On our first full day afield found us spending the morning in Zion National Park (ZNP) chasing images of desert bighorn ewes and lambs of the year.  Unlike bighorn lambs in Yellowstone – born in May, these little desert lambs were probably born in March and had already grown into strong and sure rock climbers.

D72_3383-webIn this image (above) five of these lambs of the year follow each other across steep Navajo sandstone gradients.  Many times they were a bit too close to us as we tried to stay in front of them.  A lamb easily leaps up to another level (below) of the rocks, the other playful lambs following after him.

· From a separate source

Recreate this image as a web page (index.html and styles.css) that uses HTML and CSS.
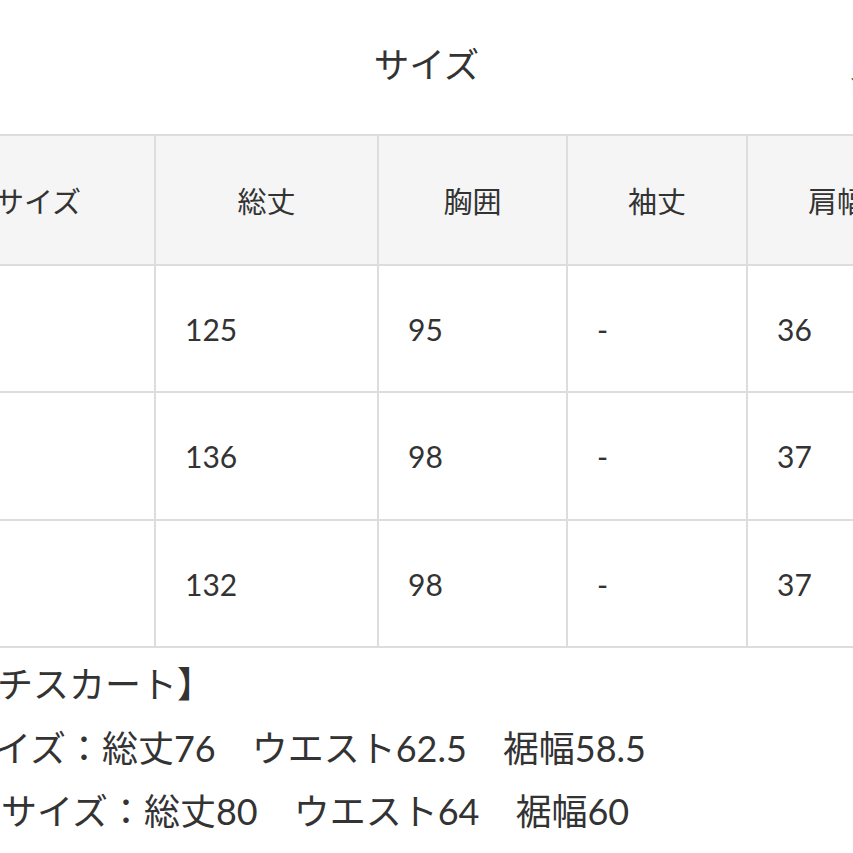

D72_3534-webI call the area above the long tunnel, heading east towards the east entrance, the “roof” of Zion.  It’s amid these amazing rock monoliths that the desert bighorn sheep have flourished.  Prickly pear cactus was blossoming in a multitude of colors, there was blooming agave, and many colorful wildflowers – not to mention the massive distraction of huge mountains of solid rock.  There were photography subjects in every direction.

The Beehives at sunrise.

The Beehives at sunrise.

Prickly Pear Cactus

Prickly Pear Cactus

As the morning wore on we drove the short distance to Bryce Canyon National Park (BCNP) traveling to the far end of the park – to Rainbow Point.  Brilliant rays of light danced through the clouds, filtering through the rock formations while off in the distance dark, powerful thunderheads built to the north and east.  Rainbow Point is just over 9000 feet in elevation, and temps had certainly dropped into the low 40’s – and with the wind the cold was bone chilling.

We stopped to photograph the Utah Prairie Dog village near the intersection of the highway and the Sunset Point Road.  There were about a dozen out moving around – I’m sure the cold and wind keeping many of them, including the babies, deep inside their warm burrows.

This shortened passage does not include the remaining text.